Eight people took control of Rs 15.9 billion worth of Sri Lankan public assets by paying Rs 5,000 each — about $14 at current exchange rates. This isn't a typo. It's what Sri Lanka's Auditor General describes in a damning special report as a calculated scheme to transfer a state-built university into private hands while taxpayers still guarantee its debt.
The NSBM Green University in Homagama, built entirely with government funds and an Rs 8.6 billion Bank of Ceylon loan guaranteed by Sri Lanka's Treasury, was converted from a state institution into a "company limited by guarantee" in July 2024. Ownership transferred to eight individuals — the vice-chancellor, deputy vice-chancellor, and six officials — who collectively assumed liability of just Rs 40,000 (about $110) for assets worth nearly 400,000 times that amount.
"This isn't mismanagement.
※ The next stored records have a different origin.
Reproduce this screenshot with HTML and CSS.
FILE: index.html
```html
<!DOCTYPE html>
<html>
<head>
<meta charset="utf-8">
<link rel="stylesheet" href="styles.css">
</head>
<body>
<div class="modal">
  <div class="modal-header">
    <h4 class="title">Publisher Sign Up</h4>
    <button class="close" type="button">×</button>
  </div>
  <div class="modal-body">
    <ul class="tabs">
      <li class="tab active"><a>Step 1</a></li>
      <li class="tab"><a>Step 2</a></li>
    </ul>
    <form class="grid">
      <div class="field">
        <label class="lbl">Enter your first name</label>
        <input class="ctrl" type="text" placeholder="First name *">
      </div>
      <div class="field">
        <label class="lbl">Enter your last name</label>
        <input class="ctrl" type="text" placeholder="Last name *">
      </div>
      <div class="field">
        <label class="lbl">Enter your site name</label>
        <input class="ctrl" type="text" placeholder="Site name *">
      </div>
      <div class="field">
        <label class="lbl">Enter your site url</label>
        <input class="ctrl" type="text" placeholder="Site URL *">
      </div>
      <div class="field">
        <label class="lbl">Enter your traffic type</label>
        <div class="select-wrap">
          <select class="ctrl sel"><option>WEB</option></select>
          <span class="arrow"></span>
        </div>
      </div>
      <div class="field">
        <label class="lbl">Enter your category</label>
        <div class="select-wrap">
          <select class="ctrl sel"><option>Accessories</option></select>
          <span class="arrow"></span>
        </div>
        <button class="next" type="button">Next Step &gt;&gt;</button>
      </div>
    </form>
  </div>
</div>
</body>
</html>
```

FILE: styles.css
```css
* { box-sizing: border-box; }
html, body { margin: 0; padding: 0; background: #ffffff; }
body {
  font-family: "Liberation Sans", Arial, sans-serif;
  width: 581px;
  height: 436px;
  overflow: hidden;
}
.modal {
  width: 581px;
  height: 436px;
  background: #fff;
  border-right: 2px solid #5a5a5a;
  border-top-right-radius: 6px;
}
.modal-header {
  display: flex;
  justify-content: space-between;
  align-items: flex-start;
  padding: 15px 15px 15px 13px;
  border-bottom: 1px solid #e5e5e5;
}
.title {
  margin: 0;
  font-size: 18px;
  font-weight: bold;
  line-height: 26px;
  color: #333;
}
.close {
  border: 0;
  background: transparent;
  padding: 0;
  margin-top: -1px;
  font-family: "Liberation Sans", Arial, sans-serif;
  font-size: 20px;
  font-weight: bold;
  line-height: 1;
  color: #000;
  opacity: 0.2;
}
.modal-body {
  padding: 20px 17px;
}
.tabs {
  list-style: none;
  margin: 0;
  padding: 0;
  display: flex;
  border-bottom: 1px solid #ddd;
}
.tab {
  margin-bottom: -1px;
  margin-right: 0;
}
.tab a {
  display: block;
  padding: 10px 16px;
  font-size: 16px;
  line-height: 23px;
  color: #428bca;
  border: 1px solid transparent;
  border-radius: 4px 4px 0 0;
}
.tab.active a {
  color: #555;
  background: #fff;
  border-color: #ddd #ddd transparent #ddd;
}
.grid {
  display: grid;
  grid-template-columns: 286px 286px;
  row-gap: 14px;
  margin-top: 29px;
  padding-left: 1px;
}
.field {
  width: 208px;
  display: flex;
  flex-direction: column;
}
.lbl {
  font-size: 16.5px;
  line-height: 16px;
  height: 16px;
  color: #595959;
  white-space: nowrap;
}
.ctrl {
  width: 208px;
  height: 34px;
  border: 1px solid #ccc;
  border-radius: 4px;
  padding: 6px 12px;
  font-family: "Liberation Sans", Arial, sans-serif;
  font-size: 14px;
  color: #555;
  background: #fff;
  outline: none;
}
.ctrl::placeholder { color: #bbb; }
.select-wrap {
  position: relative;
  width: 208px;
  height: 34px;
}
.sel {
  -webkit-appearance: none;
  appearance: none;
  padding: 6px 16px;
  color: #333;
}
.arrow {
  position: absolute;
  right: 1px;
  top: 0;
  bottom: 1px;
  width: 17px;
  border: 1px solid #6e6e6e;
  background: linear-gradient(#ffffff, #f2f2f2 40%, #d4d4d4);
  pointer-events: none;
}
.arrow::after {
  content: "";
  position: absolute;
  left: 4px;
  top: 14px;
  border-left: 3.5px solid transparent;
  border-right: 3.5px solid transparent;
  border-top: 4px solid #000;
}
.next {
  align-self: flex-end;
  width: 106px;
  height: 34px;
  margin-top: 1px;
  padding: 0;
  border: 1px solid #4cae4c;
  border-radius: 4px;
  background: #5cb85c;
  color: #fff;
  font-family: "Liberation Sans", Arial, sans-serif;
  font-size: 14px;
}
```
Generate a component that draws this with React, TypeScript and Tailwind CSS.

This is theft dressed in legal paperwork," said Samantha Perera, an anti-corruption activist in Colombo. "They told the Cabinet the loan was paid off. It wasn't. They promised transparency. Then they moved the university outside the Auditor General's oversight. This was planned."
The Auditor General's Special Report (SPR/2025/04), released in November 2025, details how officials allegedly lied to Sri Lanka's Cabinet to secure approval for the transformation. According to the audit, a cabinet memorandum claimed the Rs 8.6 billion Bank of Ceylon loan "has been completely repaid from the institution's own funds." The audit found Rs 6.1 billion remained unpaid as of late 2023.
Meanwhile, students were paying the price — literally. Despite Department of Public Enterprises orders limiting fee increases to once every three years, NSBM hiked fees twice a year from 2020-2024, raising tuition by 33-75 percent for 20 degree programs. All while the university reported a Rs 1.1 billion pre-tax profit in 2023.
"I'm paying Rs 450,000 per year now," said Dilshan Fernando, a third-year business student at NSBM. "Two years ago it was Rs 280,000. My father had to take a loan to keep me in school. And the whole time, they're making billions in profit? Where is that money going?"
The audit suggests much of it went nowhere — or rather, stayed with the institution rather than returning to the state. Despite making substantial profits, NSBM paid zero dividends to its parent state company NIBM from 2016-2024. The excuse was that the university failed but officials failed to submit those test reports for audit review for five of those eight years.